There is an oldest settler, actually the oldest settler, living in the woods. In a log cabin. With a faithful Indian companion. He’s been living there since the days when he (and that Indian) were the only people, white or red, anywhere around. So they could do whatever  they pleased. They get hungry, they shoot a deer. And eat it. Cooked it first, duh.

And so, despite the New Cooperstown Order, which they know nothing about, they shoot a deer out of season. Well, that JUST WON’T DO! and the Judge (maybe he’s Judge Templeton, not Squire: Doesn’t matter) has the guy (and the Indian) arrested and thrown in the clink. Like Hawthorne’s Boston, where a jail and a gallows were the first things the Puritans built.

The old-timer’s name was Natty Bumpo, and his Indian sidekick was Chingachgook, whom Mark Twain (who thought Cooper was about the worst writer he ever read) persisted in calling “Chicago.”

Almost immediately readers and reviewers dismissed Cooper’s just plain awful main characters and focused on Natty Bump and Chingachgook. “These two guys are really interesting. –  to paraphrase what they wrote – Let’s have some more about them.”

And that’s what they got, following a sort of natural progression:

What was he like as a young man? The Last of the Mohicans.

How does he die? The Prairie.

Does he ever fall in love? The Pathfinder.

His first warpath, Bumpo as a “yout.'” The Deerslayer.

(The title of this last novel, one of Bumpo’s many aliases, brings back memories of The Pioneers.
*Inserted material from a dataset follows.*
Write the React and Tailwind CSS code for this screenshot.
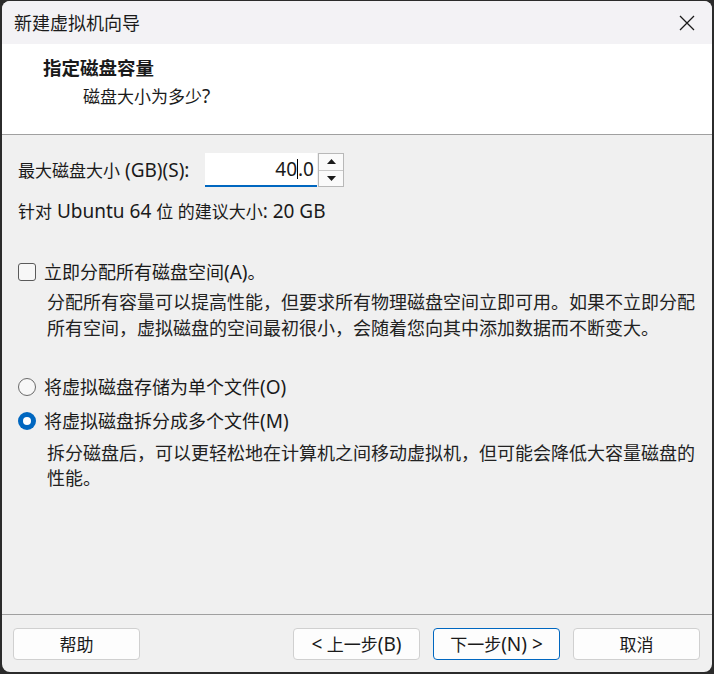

The point of all this is that a writer sometimes extracts incidental characters from one book and runs with them through a series of prequels and sequels. Exactly what George Lucas did with the nine Star Wars episodes (not counting the “stand alones”), forward, then back, then forward again. And Wagner with the Ring, also written out of sequence.

So now we have Secret Agent Gals, characters plucked from another novel. Where does that leave us? Hard to believe these gals are going to sit at home with Hillary Clinton and bake cookies. My guess is that they were born for trouble, and trouble will find them.